I do not know many writers of global eminence, but among the few I do, Salman Rushdie tops the list of authors ultrasensitive to criticism, mild or severe. It was just about okay for him to get into a spat with John le Carre or John Updike, but who were we, a piddling New Delhi journal printed out of Safdarjung Enclave! In the British, European and American literary firmament, Salman Rushdie is simultaneously respected and ( gently) mocked. The Sunday Times ( London), played up a story of how Mr Rushdie tried to pick up a girl reading a book in the park. When she rejected his pass, he told her, 'Don't you know who I am? I am the famous writer Salman Rushdie.'The additional information did not impress the lady, who turned out to be a journalist. Naturally, she went to town on the incident. Outlooks books editor Sheela Reddy used the item in her Bibliofile column. Salman, who did not protest to the Sunday Times , was incensed that we had the temerity to publicise his romantic rebuff." (Lucknow Boy)
‎"Rushdie has done a lot of this kind of writing, which is easy to do but hard to read, and which has spawned among Indian writers in English several easy imitations--novels blithely liberated from such considerations as economy, structure, suspense, irony, plausibility of events, coherence of character, psychological motivation, narrative transitions, in short, everything that makes the novel an art form."

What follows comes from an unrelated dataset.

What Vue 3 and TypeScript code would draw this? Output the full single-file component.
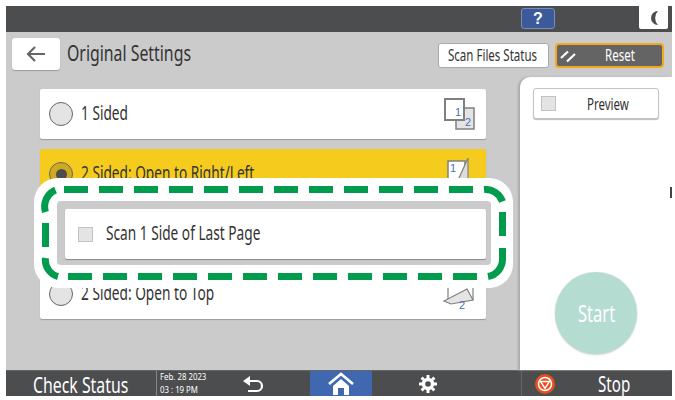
<script setup lang="ts">
interface Original {
  label: string
  selected: boolean
  icon: string
}

const originals: Original[] = [
  { label: '1 Sided', selected: false, icon: 'one' },
  { label: '2 Sided: Open to Right/Left', selected: true, icon: 'book' },
  { label: '', selected: false, icon: '' },
  { label: '2 Sided: Open to Top', selected: false, icon: 'top' },
]

// dashes of the green callout, in page coordinates
const dashes =
  'M64 189.5h24M99 189.5h24M134 189.5h24M169 189.5h24M204 189.5h24M239 189.5h24M274 189.5h24M309 189.5h24M344 189.5h24M379 189.5h24M414 189.5h24M449 189.5h24' +
  'M484 189.5a18 18 0 0 1 18.5 12M502.5 212v24M502.5 248v11a17.500 17.500 0 0 1-14.500 17.500' +
  'M477 276.500h-24M442 276.500h-24M407 276.500h-24M372 276.500h-24M337 276.500h-24M302 276.500h-24M267 276.500h-24M232 276.500h-24M197 276.500h-24M162 276.500h-24M127 276.500h-24M92 276.500h-24' +
  'M58 276.500a17 17 0 0 1-12.500-18.500M45.500 247v-24M45.500 212a18 18 0 0 1 10-22'
</script>

<template>
  <div class="screen">
    <div class="topbar">
      <button class="help">?</button>
      <button class="sleep">
        <svg width="14" height="16" viewBox="0 0 14 16">
          <path d="M11 1A7 7 0 0 0 11 15A10 10 0 0 1 11 1z" fill="#4c4d4f" />
        </svg>
      </button>
    </div>

    <div class="main">
      <div class="head">
        <button class="back">
          <svg width="20" height="16" viewBox="0 0 20 16">
            <path d="M9 1L2 8l7 7M2 8h17" fill="none" stroke="#666" stroke-width="2.200" />
          </svg>
        </button>
        <span class="title"><span class="cond">Original Settings</span></span>
        <button class="scan"><span class="cond">Scan Files Status</span></button>
        <button class="reset">
          <svg width="16" height="14" viewBox="0 0 16 14">
            <path d="M1 9L8 2.500M7 12.500L15 5" stroke="#fff" stroke-width="2.200" fill="none" />
          </svg>
          <span class="reset-label"><span class="cond">Reset</span></span>
        </button>
      </div>

      <div class="body">
        <div class="list">
          <div
            v-for="(o, i) in originals"
            :key="i"
            class="row"
            :class="{ selected: o.selected, blank: !o.label }"
          >
            <template v-if="o.label">
              <span class="radio"><span v-if="o.selected" class="dot"></span></span>
              <span class="row-label"><span class="cond">{{ o.label }}</span></span>
              <svg v-if="o.icon === 'one'" class="paper" width="32" height="32" viewBox="0 0 32 32">
                <rect x="13" y="10" width="18" height="21" fill="#e4e4e4" stroke="#808080" stroke-width="1.500" />
                <rect x="2" y="1" width="19" height="21" fill="#fff" stroke="#808080" stroke-width="2" />
                <text x="15" y="18" class="num">1</text>
                <text x="25" y="28" class="num">2</text>
              </svg>
              <svg v-else-if="o.icon === 'book'" class="paper" width="32" height="32" viewBox="0 0 32 32">
                <rect x="5" y="3" width="17" height="26" fill="#fff" stroke="#808080" stroke-width="1.500" />
                <path d="M25 0L12 29h13z" fill="#ddd" stroke="#808080" stroke-width="1.200" />
                <text x="10" y="14" class="num">1</text>
              </svg>
              <svg v-else class="paper" width="32" height="32" viewBox="0 0 32 32">
                <path d="M5 9v14M30 9v13" stroke="#808080" stroke-width="1.200" fill="none" />
                <path d="M1 23L24 11l6 11-22 4z" fill="#e4e4e4" stroke="#808080" stroke-width="1.200" />
                <text x="19" y="31" class="num">2</text>
              </svg>
            </template>
          </div>
        </div>

        <div class="side">
          <button class="preview">
            <span class="check"></span>
            <span class="preview-label"><span class="cond">Preview</span></span>
          </button>
          <span class="edge-mark"></span>
          <button class="start"><span class="cond">Start</span></button>
        </div>
      </div>

      <!-- callout over the list -->
      <div class="callout">
        <div class="callout-inner">
          <div class="option">
            <span class="check"></span>
            <span class="option-label"><span class="cond">Scan 1 Side of Last Page</span></span>
          </div>
        </div>
      </div>
      <svg class="dash" width="666" height="338" viewBox="6 32 666 338">
        <path :d="dashes" fill="none" stroke="#009b4c" stroke-width="7" />
      </svg>
    </div>

    <div class="footer">
      <div class="status"><span class="cond">Check Status</span></div>
      <div class="date">
        <span class="cond">Feb. 28 2023</span>
        <span class="cond">03 : 19 PM</span>
      </div>
      <div class="cell back-cell">
        <svg width="22" height="18" viewBox="0 0 22 18">
          <path d="M8 1L1 6l7 5z" fill="#fff" />
          <path d="M6 6h9a4.500 4.500 0 0 1 0 10H6" fill="none" stroke="#fff" stroke-width="2.200" />
        </svg>
      </div>
      <div class="cell home">
        <svg width="26" height="24" viewBox="0 0 26 24">
          <path d="M1 12L13 2l12 10" fill="none" stroke="#fff" stroke-width="2.600" />
          <path d="M5 14l8-7 8 7v9h-5v-7h-6v7H5z" fill="#fff" />
        </svg>
      </div>
      <div class="cell gear">
        <svg width="18" height="18" viewBox="0 0 18 18">
          <circle cx="9" cy="9" r="4.500" fill="none" stroke="#fff" stroke-width="3.400" />
          <path d="M9 0v18M0 9h18M2.600 2.600l12.800 12.800M15.400 2.600L2.600 15.400" stroke="#fff" stroke-width="3" stroke-dasharray="3 12" />
        </svg>
      </div>
      <div class="stop">
        <svg width="20" height="20" viewBox="0 0 20 20">
          <circle cx="10" cy="10" r="10" fill="#e5501e" />
          <circle cx="10" cy="10" r="6.500" fill="none" stroke="#fff" stroke-width="1.500" />
          <path d="M5.500 7.500h9L10 14.500z" fill="none" stroke="#fff" stroke-width="1.400" />
        </svg>
        <span class="stop-label"><span class="cond">Stop</span></span>
      </div>
    </div>
  </div>
</template>

<style scoped>
.screen {
  position: relative;
  width: 666px;
  height: 390px;
  margin: 6px 0 0 6px;
  font-family: 'Noto Sans', 'Liberation Sans', sans-serif;
  color: #333;
}

button {
  font-family: inherit;
  padding: 0;
  cursor: pointer;
}

/* the machine's panel font is a condensed one */
.cond {
  display: inline-block;
  white-space: nowrap;
  transform: scaleX(0.72);
  transform-origin: left center;
}

.topbar {
  height: 26px;
  background: #4c4d4f;
  display: flex;
  justify-content: flex-end;
  align-items: flex-start;
  padding-right: 4px;
  box-sizing: border-box;
}

.help {
  width: 34px;
  height: 21px;
  margin: 2px 84px 0 0;
  background: #3a5a9b;
  border: 1px solid #7c8db3;
  border-radius: 3px;
  color: #fff;
  font-size: 16px;
  font-weight: bold;
  font-family: 'Liberation Sans', sans-serif;
}

.sleep {
  width: 29px;
  height: 23px;
  background: #fff;
  border: none;
  border-radius: 0 0 2px 2px;
  display: flex;
  align-items: center;
  justify-content: center;
}

.main {
  position: relative;
  height: 338px;
  background: #cbcbcb;
  display: flex;
  flex-direction: column;
}

.head {
  height: 45px;
  box-sizing: border-box;
  display: flex;
  align-items: flex-start;
  padding: 6px 8px 0 6px;
}

.back {
  width: 48px;
  height: 32px;
  background: #fff;
  border: none;
  border-radius: 3px;
  box-shadow: 0 1px 1px #999;
  display: flex;
  align-items: center;
  justify-content: center;
}

.title {
  margin: 0 0 0 7px;
  font-size: 22px;
  line-height: 28px;
  flex: 1;
}

.scan {
  width: 111px;
  height: 25px;
  margin: 5px 6px 0 0;
  background: #fff;
  border: 1px solid #aaa;
  border-radius: 3px;
  color: #333;
  font-size: 16px;
  display: flex;
  align-items: center;
  padding: 0 0 2px 9px;
  box-sizing: border-box;
}

.reset {
  width: 109px;
  height: 25px;
  margin-top: 5px;
  box-sizing: border-box;
  background: #636463;
  border: 2px solid #f0ab1c;
  border-radius: 4px;
  color: #fff;
  font-size: 16px;
  display: flex;
  align-items: center;
  padding-left: 3px;
}

.reset-label {
  margin: -2px 0 0 29px;
}

.body {
  flex: 1;
  display: flex;
  justify-content: space-between;
}

.list {
  width: 446px;
  margin: 12px 0 0 34px;
  display: flex;
  flex-direction: column;
  gap: 10px;
}

.row {
  height: 50px;
  background: #fff;
  border-radius: 2px;
  box-shadow: 0 1px 1px #999;
  display: flex;
  align-items: center;
  padding: 0 11px 0 9px;
}

.row.selected {
  background: #f5cc1d;
}

.row.blank {
  visibility: hidden;
}

.radio {
  width: 24px;
  height: 24px;
  box-sizing: border-box;
  border: 1.500px solid #666;
  border-radius: 50%;
  background: #e4e4e4;
  display: flex;
  align-items: center;
  justify-content: center;
}

.row.selected .radio {
  background: #cfa920;
}

.dot {
  width: 11px;
  height: 11px;
  border-radius: 50%;
  background: #4c4d4f;
}

.row-label {
  margin: -2px 0 0 8px;
  font-size: 19px;
  flex: 1;
}

.paper {
  flex: none;
}

.num {
  font-family: 'Liberation Sans', sans-serif;
  font-size: 11px;
  fill: #4a6fb5;
  text-anchor: middle;
}

.side {
  position: relative;
  width: 152px;
  background: #fff;
  border-radius: 10px 0 0 0;
  box-shadow: -2px 0 2px #aaa;
  box-sizing: border-box;
  padding: 11px 13px 0;
  display: flex;
  flex-direction: column;
  align-items: flex-start;
}

.preview {
  width: 126px;
  height: 31px;
  background: #fff;
  border: 1px solid #c4c4c4;
  border-radius: 3px;
  box-shadow: 0 1px 1px #bbb;
  display: flex;
  align-items: center;
  padding-left: 7px;
  color: #333;
}

.preview-label {
  margin-left: 31px;
  font-size: 16px;
}

.check {
  width: 15px;
  height: 15px;
  box-sizing: border-box;
  background: #e4e4e4;
  border: 1px solid #c2c2c2;
  flex: none;
}

.edge-mark {
  position: absolute;
  right: 0;
  top: 110px;
  width: 2px;
  height: 11px;
  background: #444;
}

.start {
  width: 82px;
  height: 82px;
  margin: 153px 0 0 22px;
  border: none;
  border-radius: 50%;
  background: #b5dcd0;
  box-shadow: 0 1px 2px #ccc;
  color: #fff;
  font-size: 23px;
  display: flex;
  align-items: center;
  padding-left: 23px;
  box-sizing: border-box;
}

.callout {
  position: absolute;
  left: 28px;
  top: 146px;
  width: 479px;
  height: 110px;
  box-sizing: border-box;
  background: #fff;
  border-radius: 24px;
  padding: 23px 22px 23px 23px;
}

.callout-inner {
  height: 64px;
  background: #cbcbcb;
  border-radius: 4px;
  box-sizing: border-box;
  padding: 8px 5px 0 8px;
}

.option {
  height: 50px;
  background: #fff;
  border-radius: 2px;
  box-shadow: 0 1px 1px #888;
  display: flex;
  align-items: center;
  padding-left: 13px;
}

.option-label {
  margin: -2px 0 0 13px;
  font-size: 19px;
}

.dash {
  position: absolute;
  left: 0;
  top: 0;
  pointer-events: none;
}

.footer {
  height: 26px;
  background: #4c4d4f;
  border-top: 1px solid #666;
  box-sizing: border-box;
  display: flex;
  align-items: center;
  color: #fff;
}

.status {
  width: 150px;
  font-size: 22px;
  box-sizing: border-box;
  padding-left: 27px;
}

.date {
  width: 60px;
  height: 100%;
  border-left: 1px solid #888;
  box-sizing: border-box;
  padding-left: 3px;
  display: flex;
  flex-direction: column;
  justify-content: center;
  font-size: 9px;
  line-height: 12.500px;
}

.date .cond {
  transform: scaleX(0.87);
}

.cell {
  height: 100%;
  display: flex;
  align-items: center;
  justify-content: center;
}

.back-cell {
  width: 94px;
  padding-right: 20px;
  box-sizing: border-box;
}

.home {
  width: 62px;
  background: #3f68b0;
}

.gear {
  width: 149px;
  padding-right: 38px;
  box-sizing: border-box;
}

.stop {
  flex: 1;
  height: 100%;
  border-left: 1px solid #666;
  display: flex;
  align-items: center;
  padding-left: 13px;
  box-sizing: border-box;
}

.stop-label {
  margin-left: 43px;
  font-size: 21px;
}
</style>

‎"The chief points, as once elaborated by Rushdie, of this peculiar strategy inspired by Gunter Grass are: 'Always try and do too much. Dispense with safety nets. Take a deep breath before talking. Aim for the stars. Keep grinning. Be bloodyminded. Argue with the world.'"
‎"It is now beginning to seem as if Rushdie cannot define himself as a writer or intellectual except through extremities, by smashing some frame or other. "Something in me wants the dreadful," goes one ominous confession in The Ground Beneath her Feet, "wants to stare down the human race's worst-case scenarios." It is almost as if Rushdie has to continually re-enact the petulant bad-boy daredevilry of eating, as once described in an essay, a ham sandwich to prove one's 'newfound atheism'."
‎"Rushdie went on to recommend world travel for all writers and claimed that 'Literature has little or nothing to do with a writer's home address.' (The trouble with this-quite apart from the little-or-nothing hedge-as well as with many other of Rushdie's aphorisms, is that they sound equally valid when turned upside down)."
‎"What's interesting here is that Rushdie's uncontrollable urge to denounce both the idea and praxis of 'belonging' invariably leads him back to India ('that place obsessed by place, belonging-to-your-place'), to which he has announced his farewell in, and after, almost every book he has published. ('And so farewell, my country,' goes yet another valedictory dirge in the new novel, 'I go-I hunt-alone'). At the same time he stakes an oddly proprietorial claim over India in the West ("India," he recently told the LA Times, "is like my kid sister"); and the number of expertspeak assertions beginning 'In India it is often said....' continues to grow in recent books, where leave-taking itself is a subject-or, more accurately, an occasion for reiterating one more time the general unsuitability of India for people wanting to get reborn, remade etc."
‎"Such crude and witless buffoonery is indeed how the Indian chi-chi class-which serves as 'India' in Rushdie's fiction-responds to the unwashed masses staking a claim to political power.But the embarrassment we feel while reading this is mostly on the writer's behalf. The strong blast of Malabar Hill snobbery hints at a writer not in control of his writing self, of indeed someone who has been overpowered by it."
"With its banal obsessions and empty bombast, its pseudo-characters and non-events, its fundamental shapelessness and incoherence, The Ground Beneath Her Feet does little more than echo the great noise of the modern world; and in doing so it not only ceases to be literature but invites scrutiny as an alarming new kind of anti-literature."
"The bloodyminded narrator who tries to do too much now makes even Midnight's Children hard going. To read the novel now is to read it without the excitement and novelty of finding the narrative techniques of Gunter Grass and Garcia Marquez adapted to India; and it is to realise that the problems of Rushdie as a novelist since then have been the problems of a novelist unable to break away from his own imitations and imitators. In later novels, where Rushdie was still trying to pull off the same big stylistic coup of Midnight's Children, social setting, character, and human connections were subordinated to big poster-bright themes: the ordeal of immigration, the death of the past, the encounter between the East and the West, the human condition, and that kind of thing. In Shame, he first assumed the now familiar tone ('May I interpose a few words here...') and inaugurated the tub-thumping ('I, too, know something of this immigrant business... Roots, I sometimes think, are a conservative myth'), which makes it hard now to recall, beyond the controversial bits, anything of The Satanic Verses, or The Moor's Last Sigh: they were miscellanies rather than novels, with authorial homilies on various problems faced by mankind filling up the hollow centre. The Ground Beneath her Feet rounds off the process: here, the authorial homilies are the centre, and everything else-story, characters, drama-has come to resemble aborted sublimations of the storyteller's obsessions, his prejudices and biases. "
‎"All this is basically adolescent stuff. The simple fact hardly ever occurs to Rushdie: that expatriation to the West and its giddy existential freedoms is a luxury few people can afford; and that most people have no choice but to stay within the many frontiers they know from birth. If the lack of nuance makes you uneasy, you feel acute discomfort when the expatriate's glee over having successfully crossed frontiers and flown away degenerates into something like contempt, even hostility, for the people he has left behind him."